Weiss’s practice involves federal law, so he is able to participate in projects across the country. That gives him a great means to find out how things are done elsewhere and bring new thinking back to Western New York. A high-profile project recently completed in Buffalo came about in just such a way: Weiss had worked on a project downstate that involved tax credits for an economic development project. Later, a lawyer who was trying to save Buffalo’s historic Asbury Methodist Church approached Weiss, who helped structure a similar project to syndicate tax credits for the church’s restoration by recording artist Ani DiFranco.

Likewise, Weiss represents on a national basis a group–Artspace Projects–that creates, fosters and preserves affordable space for artists and arts organizations across the country. When representatives from Buffalo approached Artspace to consider a project, Weiss encouraged the venture. “We helped structure a deal that makes sense for the city and for Artspace,” says Weiss. “That kind of experience is really enjoyable.”

Weiss’s expertise has lately taken him into the political arena, even though, he insists, “I’m not really very political.” During New York’s 2006 gubernatorial race, Weiss offered his knowledge to candidate Eliot Spitzer. The campaign enlisted the help of Weiss and his partners on a speech dealing with issues relevant to affordable housing. During those efforts, Weiss says, “I developed some good relationships with very bright people” associated with the campaign.

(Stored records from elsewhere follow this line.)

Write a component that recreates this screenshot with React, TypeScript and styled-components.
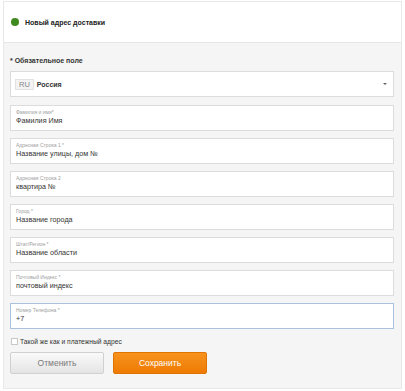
import React from "react";
import styled, { createGlobalStyle } from "styled-components";

const Global = createGlobalStyle`
  html, body { margin: 0; padding: 0; background: #ffffff; }
  body { font-family: "Liberation Sans", Arial, sans-serif; }
  * { box-sizing: border-box; }
`;

const Card = styled.div`
  margin: 1px 0 0 3px;
  width: 399px;
  border: 1px solid #e8e8e8;
  background: #f5f5f5;
`;

const Header = styled.div`
  height: 41px;
  background: #ffffff;
  border-bottom: 1px solid #e6e6e6;
  display: flex;
  align-items: center;
  padding-left: 7px;
  gap: 6px;
`;

const Dot = styled.span`
  width: 8px;
  height: 8px;
  border-radius: 50%;
  background: #3f8a1f;
  flex: none;
`;

const Title = styled.span`
  font-size: 7px;
  font-weight: bold;
  color: #222;
`;

const Body = styled.div`
  padding: 13px 7px 14px 6px;
  display: flex;
  flex-direction: column;
`;

const Required = styled.div`
  font-size: 7px;
  font-weight: bold;
  color: #333;
  line-height: 10px;
  height: 10px;
  margin-bottom: 5px;
`;

const SelectBox = styled.div`
  height: 26px;
  background: #fff;
  border: 1px solid #dcdcdc;
  display: flex;
  align-items: center;
  padding: 0 6px 0 4px;
  margin-bottom: 8px;
`;

const Badge = styled.span`
  font-size: 7.5px;
  color: #888;
  background: #f3f3f3;
  border: 1px solid #e2e2e2;
  height: 11px;
  line-height: 9px;
  padding: 0 3px;
  margin-right: 3px;
`;

const Country = styled.span`
  font-size: 7px;
  font-weight: bold;
  color: #333;
  flex: 1;
`;

const Caret = styled.span`
  width: 0;
  height: 0;
  border-left: 2px solid transparent;
  border-right: 2px solid transparent;
  border-top: 2px solid #666;
`;

const Fields = styled.div`
  display: flex;
  flex-direction: column;
  gap: 7px;
`;

const Field = styled.div<{ $active?: boolean }>`
  height: 26px;
  background: #fff;
  border: 1px solid ${(p) => (p.$active ? "#a9c1dd" : "#dcdcdc")};
  padding: 2px 5px 0;
  display: flex;
  flex-direction: column;
`;

const Label = styled.span`
  font-size: 5px;
  color: #a0a0a0;
  line-height: 8px;
`;

const Value = styled.span`
  font-size: 7.2px;
  color: #333;
  line-height: 10px;
`;

const CheckRow = styled.label`
  display: flex;
  align-items: center;
  gap: 2px;
  height: 10px;
  margin: 7px 0 6px 1px;
  font-size: 6.7px;
  color: #333;
`;

const Box = styled.span`
  width: 7px;
  height: 7px;
  border: 1px solid #c8c8c8;
  background: #fff;
`;

const Buttons = styled.div`
  display: flex;
  gap: 9px;
`;

const Btn = styled.button<{ $primary?: boolean }>`
  width: 94px;
  height: 22px;
  border-radius: 2px;
  font-family: "Liberation Sans", Arial, sans-serif;
  font-size: 8.5px;
  padding: 0;
  cursor: pointer;
  color: ${(p) => (p.$primary ? "#fff" : "#7a7a7a")};
  border: 1px solid ${(p) => (p.$primary ? "#e07400" : "#d0d0d0")};
  background: ${(p) =>
    p.$primary
      ? "linear-gradient(#f7921e, #ee7b02)"
      : "linear-gradient(#fafafa, #e4e4e4)"};
`;

const fields = [
  { label: "Фамилия и имя*", value: "Фамилия Имя" },
  { label: "Адресная Строка 1 *", value: "Название улицы, дом №" },
  { label: "Адресная Строка 2", value: "квартира №" },
  { label: "Город *", value: "Название города" },
  { label: "Штат/Регион *", value: "Название области" },
  { label: "Почтовый Индекс *", value: "почтовый индекс" },
  { label: "Номер Телефона *", value: "+7", active: true },
];

export default function App() {
  return (
    <>
      <Global />
      <Card>
        <Header>
          <Dot />
          <Title>Новый адрес доставки</Title>
        </Header>
        <Body>
          <Required>* Обязательное поле</Required>
          <SelectBox>
            <Badge>RU</Badge>
            <Country>Россия</Country>
            <Caret />
          </SelectBox>
          <Fields>
            {fields.map((f) => (
              <Field key={f.label} $active={f.active}>
                <Label>{f.label}</Label>
                <Value>{f.value}</Value>
              </Field>
            ))}
          </Fields>
          <CheckRow>
            <Box />
            Такой же как и платежный адрес
          </CheckRow>
          <Buttons>
            <Btn>Отменить</Btn>
            <Btn $primary>Сохранить</Btn>
          </Buttons>
        </Body>
      </Card>
    </>
  );
}
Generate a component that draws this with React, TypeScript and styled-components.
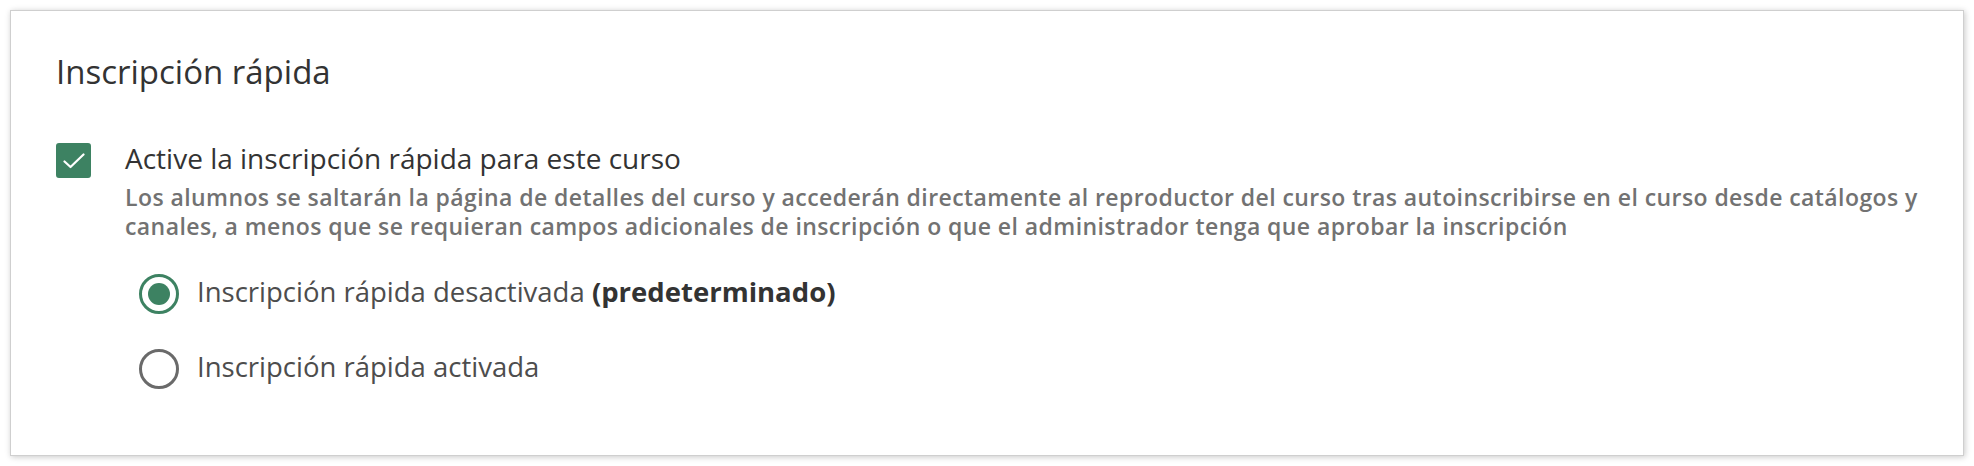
import React, { useState } from 'react';
import styled, { createGlobalStyle } from 'styled-components';

const GlobalStyle = createGlobalStyle`
  html, body {
    margin: 0;
    padding: 0;
    background: #ffffff;
  }
  body {
    font-family: "Open Sans", "Noto Sans", sans-serif;
    color: #333333;
  }
`;

const Card = styled.section`
  box-sizing: border-box;
  margin: 10px;
  height: 446px;
  padding: 41px 28px 0 45px;
  background: #ffffff;
  border: 1px solid #cfcfcf;
  box-shadow: 1px 1px 6px rgba(0, 0, 0, 0.22);
`;

const Title = styled.h2`
  margin: 0 0 50px 0;
  font-size: 33px;
  font-weight: 400;
  line-height: 40px;
  color: #333333;
`;

const CheckRow = styled.div`
  display: flex;
  align-items: flex-start;
  gap: 34px;
`;

const CheckBox = styled.button<{ $checked: boolean }>`
  flex: none;
  box-sizing: border-box;
  width: 35px;
  height: 35px;
  margin-top: 1px;
  padding: 0;
  border-radius: 3px;
  border: 2px solid ${p => (p.$checked ? '#3d8262' : '#666666')};
  background: ${p => (p.$checked ? '#3d8262' : '#ffffff')};
  display: flex;
  align-items: center;
  justify-content: center;
  cursor: pointer;
`;

const TextCol = styled.div`
  display: flex;
  flex-direction: column;
`;

const Label = styled.label`
  font-size: 28px;
  line-height: 30px;
  margin-top: 1px;
  color: #333333;
`;

const Description = styled.p`
  margin: 10px 0 0 0;
  font-size: 23px;
  line-height: 29px;
  font-weight: 600;
  letter-spacing: 0.42px;
  color: #727272;
`;

const RadioGroup = styled.div`
  display: flex;
  flex-direction: column;
  gap: 35px;
  margin: 33px 0 0 14px;
`;

const RadioRow = styled.label`
  display: flex;
  align-items: center;
  gap: 18px;
  min-height: 40px;
  font-size: 27.5px;
  line-height: 36px;
  color: #4d4d4d;
  cursor: pointer;
`;

const RadioText = styled.span`
  padding-bottom: 4px;
`;

const RadioCircle = styled.span<{ $checked: boolean }>`
  flex: none;
  box-sizing: border-box;
  width: 40px;
  height: 40px;
  border-radius: 50%;
  border: 3px solid ${p => (p.$checked ? '#3d8262' : '#6a6a6a')};
  display: flex;
  align-items: center;
  justify-content: center;

  &::after {
    content: '';
    display: ${p => (p.$checked ? 'block' : 'none')};
    width: 22px;
    height: 22px;
    border-radius: 50%;
    background: #3d8262;
  }
`;

const Strong = styled.strong`
  font-weight: 700;
  color: #333333;
`;

function CheckMark() {
  return (
    <svg width="22" height="16" viewBox="0 0 22 16" fill="none">
      <path d="M1.5 8.5 L7.5 14 L20.5 1.5" stroke="#ffffff" strokeWidth="2.2" strokeLinecap="round" strokeLinejoin="round" />
    </svg>
  );
}

function App() {
  const [enabled, setEnabled] = useState(true);
  const [mode, setMode] = useState<'off' | 'on'>('off');

  return (
    <>
      <GlobalStyle />
      <Card>
        <Title>Inscripción rápida</Title>
        <CheckRow>
          <CheckBox $checked={enabled} onClick={() => setEnabled(!enabled)} aria-label="Activar">
            {enabled && <CheckMark />}
          </CheckBox>
          <TextCol>
            <Label>Active la inscripción rápida para este curso</Label>
            <Description>
              Los alumnos se saltarán la página de detalles del curso y accederán directamente al reproductor del curso tras autoinscribirse en el curso desde catálogos y canales, a menos que se requieran campos adicionales de inscripción o que el administrador tenga que aprobar la inscripción
            </Description>
            <RadioGroup>
              <RadioRow onClick={() => setMode('off')}>
                <RadioCircle $checked={mode === 'off'} />
                <RadioText>
                  Inscripción rápida desactivada <Strong>(predeterminado)</Strong>
                </RadioText>
              </RadioRow>
              <RadioRow onClick={() => setMode('on')}>
                <RadioCircle $checked={mode === 'on'} />
                <RadioText>Inscripción rápida activada</RadioText>
              </RadioRow>
            </RadioGroup>
          </TextCol>
        </CheckRow>
      </Card>
    </>
  );
}

export default App;
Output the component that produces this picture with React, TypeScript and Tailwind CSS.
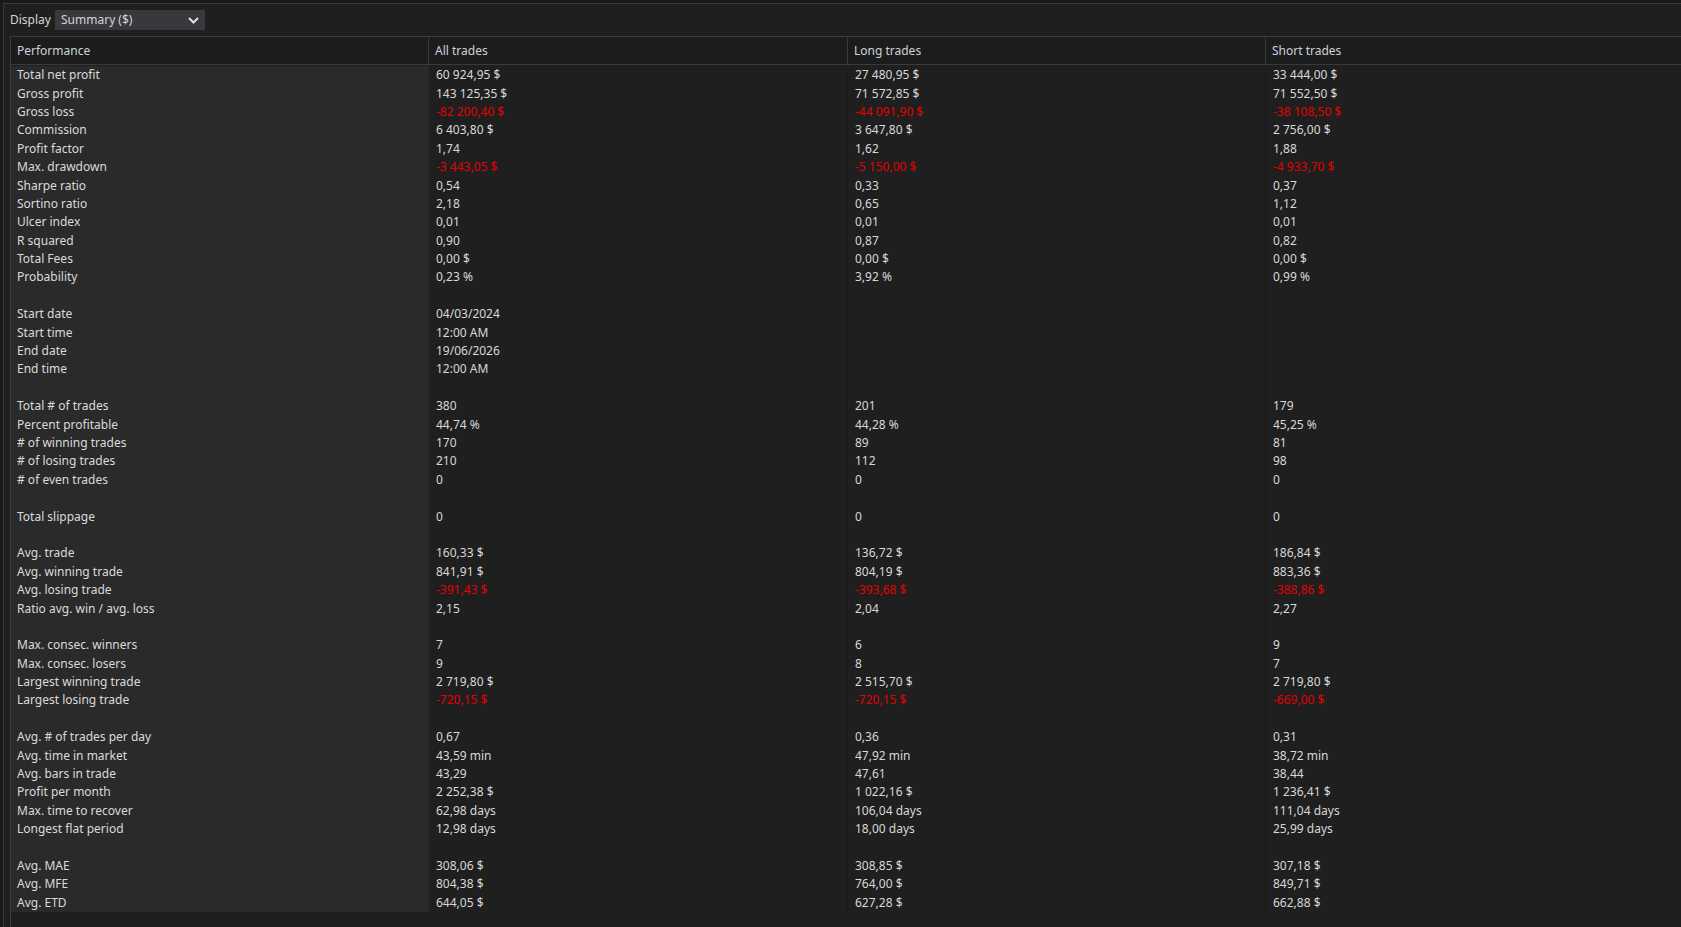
import React from "react";

type Row = [string, string, string, string] | null;

const rows: Row[] = [
  ["Total net profit", "60 924,95 $", "27 480,95 $", "33 444,00 $"],
  ["Gross profit", "143 125,35 $", "71 572,85 $", "71 552,50 $"],
  ["Gross loss", "-82 200,40 $", "-44 091,90 $", "-38 108,50 $"],
  ["Commission", "6 403,80 $", "3 647,80 $", "2 756,00 $"],
  ["Profit factor", "1,74", "1,62", "1,88"],
  ["Max. drawdown", "-3 443,05 $", "-5 150,00 $", "-4 933,70 $"],
  ["Sharpe ratio", "0,54", "0,33", "0,37"],
  ["Sortino ratio", "2,18", "0,65", "1,12"],
  ["Ulcer index", "0,01", "0,01", "0,01"],
  ["R squared", "0,90", "0,87", "0,82"],
  ["Total Fees", "0,00 $", "0,00 $", "0,00 $"],
  ["Probability", "0,23 %", "3,92 %", "0,99 %"],
  null,
  ["Start date", "04/03/2024", "", ""],
  ["Start time", "12:00 AM", "", ""],
  ["End date", "19/06/2026", "", ""],
  ["End time", "12:00 AM", "", ""],
  null,
  ["Total # of trades", "380", "201", "179"],
  ["Percent profitable", "44,74 %", "44,28 %", "45,25 %"],
  ["# of winning trades", "170", "89", "81"],
  ["# of losing trades", "210", "112", "98"],
  ["# of even trades", "0", "0", "0"],
  null,
  ["Total slippage", "0", "0", "0"],
  null,
  ["Avg. trade", "160,33 $", "136,72 $", "186,84 $"],
  ["Avg. winning trade", "841,91 $", "804,19 $", "883,36 $"],
  ["Avg. losing trade", "-391,43 $", "-393,68 $", "-388,86 $"],
  ["Ratio avg. win / avg. loss", "2,15", "2,04", "2,27"],
  null,
  ["Max. consec. winners", "7", "6", "9"],
  ["Max. consec. losers", "9", "8", "7"],
  ["Largest winning trade", "2 719,80 $", "2 515,70 $", "2 719,80 $"],
  ["Largest losing trade", "-720,15 $", "-720,15 $", "-669,00 $"],
  null,
  ["Avg. # of trades per day", "0,67", "0,36", "0,31"],
  ["Avg. time in market", "43,59 min", "47,92 min", "38,72 min"],
  ["Avg. bars in trade", "43,29", "47,61", "38,44"],
  ["Profit per month", "2 252,38 $", "1 022,16 $", "1 236,41 $"],
  ["Max. time to recover", "62,98 days", "106,04 days", "111,04 days"],
  ["Longest flat period", "12,98 days", "18,00 days", "25,99 days"],
  null,
  ["Avg. MAE", "308,06 $", "308,85 $", "307,18 $"],
  ["Avg. MFE", "804,38 $", "764,00 $", "849,71 $"],
  ["Avg. ETD", "644,05 $", "627,28 $", "662,88 $"],
];

function Val({ v }: { v: string }) {
  const neg = v.startsWith("-");
  return (
    <div className={"h-[18.4px] flex items-center pl-[7px] whitespace-nowrap " + (neg ? "text-[#e50000]" : "text-[#d8d8d8]")}>
      {v}
    </div>
  );
}

export default function App() {
  return (
    <div className="w-[1681px] h-[927px] bg-[#1a1a1a] overflow-hidden font-['Noto_Sans',sans-serif] text-[12px] leading-none">
      <div className="ml-[3px] mt-[3px] h-[924px] border-l border-t border-[#3a3a3a] bg-[#1f1f1f] flex flex-col">
        <div className="h-[32px] flex items-center pl-[6px] shrink-0">
          <span className="text-[#d4d4d4] w-[45px]">Display</span>
          <div className="w-[150px] h-[20px] bg-[#38383d] flex items-center justify-between pl-[6px] pr-[6px] text-[#d4d4d4]">
            <span>Summary ($)</span>
            <svg width="11" height="7" viewBox="0 0 11 7" fill="none">
              <path d="M1 1L5.5 5.5L10 1" stroke="#e0e0e0" strokeWidth="2" />
            </svg>
          </div>
        </div>
        <div className="ml-[6px] border-l border-t border-[#3c3c3c] flex-1 overflow-hidden">
          <div className="grid grid-cols-[418px_419px_418px_1fr] h-[28px] bg-[#1c1c1c] border-b border-[#3a3a3a] text-[#ccd3da]">
            <div className="flex items-center pl-[6px] border-r border-[#3a3a3a]">Performance</div>
            <div className="flex items-center pl-[6px] border-r border-[#3a3a3a]">All trades</div>
            <div className="flex items-center pl-[6px] border-r border-[#3a3a3a]">Long trades</div>
            <div className="flex items-center pl-[6px]">Short trades</div>
          </div>
          <div className="grid grid-cols-[418px_419px_418px_1fr] pt-[1px]">
            <div className="bg-[#2a2a2a] border-r border-[#2a2a2a]">
              {rows.map((r, i) => (
                <div key={i} className="h-[18.4px] flex items-center pl-[6px] text-[#dadada] whitespace-nowrap">
                  {r ? r[0] : ""}
                </div>
              ))}
            </div>
            {[1, 2, 3].map((c) => (
              <div key={c} className={c < 3 ? "border-r border-[#1a1a1a]" : ""}>
                {rows.map((r, i) => (
                  <Val key={i} v={r ? r[c] : ""} />
                ))}
              </div>
            ))}
          </div>
        </div>
      </div>
    </div>
  );
}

After Spitzer’s victory, the governor-elect’s transition team asked Weiss if he would join two committees, one that would help develop the state’s policy agenda for housing and the other to serve on the housing interview panel. The policy committee ultimately established guiding principles and short- and long-term goals, and identified opportunities on which the new administration could focus attention. Weiss met with Governor Spitzer and New York State Senate Leader David Paterson along with the others on the policy committee to present the committees’ recommendations. During his presentations, Weiss managed to realize a WNY agenda of his own: “I spoke on behalf of Upstate and Western New York,” he notes. “We finance deals differently here, and I think Western New York will be able to benefit from unique financing.”